Another word for living soil is humus. It’s no accident that this word shares a common root with human. Without the equation dirt+life=soil, there would be no human life on this planet. Without humus, there would be no farms perched on the outskirts of our cities providing the food we need to keep our families alive. Soil is the hidden ingredient in every hamburger we munch, every lettuce leaf we crunch, every glass of juice (or wine) we slurp. Soil is woven into the fabric of our cotton jeans, and knitted into the yarn of our woollen jumpers.
Soil is the principle resource upon which civilisations thrive. Nature, in her ever-generous way, creates soil for us, inch by inch, over thousands of years, a living blanket covering the surface of the earth. And yet, like so many natural resources at our disposal, human societies have been mining soil – removing it faster than it can replace itself. How do we do this? Our capitalist systems create demand for very large yields of a very small range of species. Faced with such demand, we respond by growing monocultures, by ploughing, by applying chemical fertilisers, and by spraying poisons on weeds and pests. These ordinary agricultural processes break up the living ecosystems in soil, diminishing organic matter, changing rich soil back to ordinary lifeless dirt.
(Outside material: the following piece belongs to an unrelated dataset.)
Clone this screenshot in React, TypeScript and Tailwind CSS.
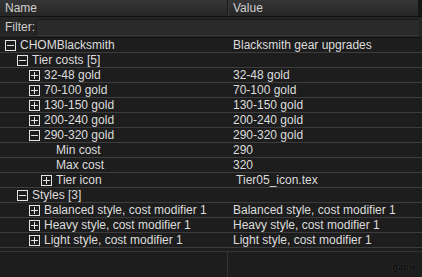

Unlike good soil, dirt can’t bind itself together. Faced with a heavy shower of rain, dirt erodes. Crops grown in poor soil require more chemicals and tillage to produce a viable yield, creating more erosion, and so the cycle continues. The dried out, unproductive landscapes you can witness throughout Australia are what results when soil is mined. Since the advent of agriculture around 10,000BC, human civilisations have repeatedly mined their soils to the point where they can no longer support thriving populations. Degraded land is abandoned, new forests are cleared for farming, and on it goes.
Currently, our commercial food production and distribution systems demand efficiency of scale: massive crops which after harvesting are gathered together in enormous silos and shipped around the world as commodities. Such economies cannot afford to tolerate plant diversity. Anything apart from the target species is vilified as a “weed” and eliminated at all costs. Animals are often kept in feedlots separate from the crops they eat. But when we exclude animals and diverse plant species from our farming systems, the price we pay is the loss of soil.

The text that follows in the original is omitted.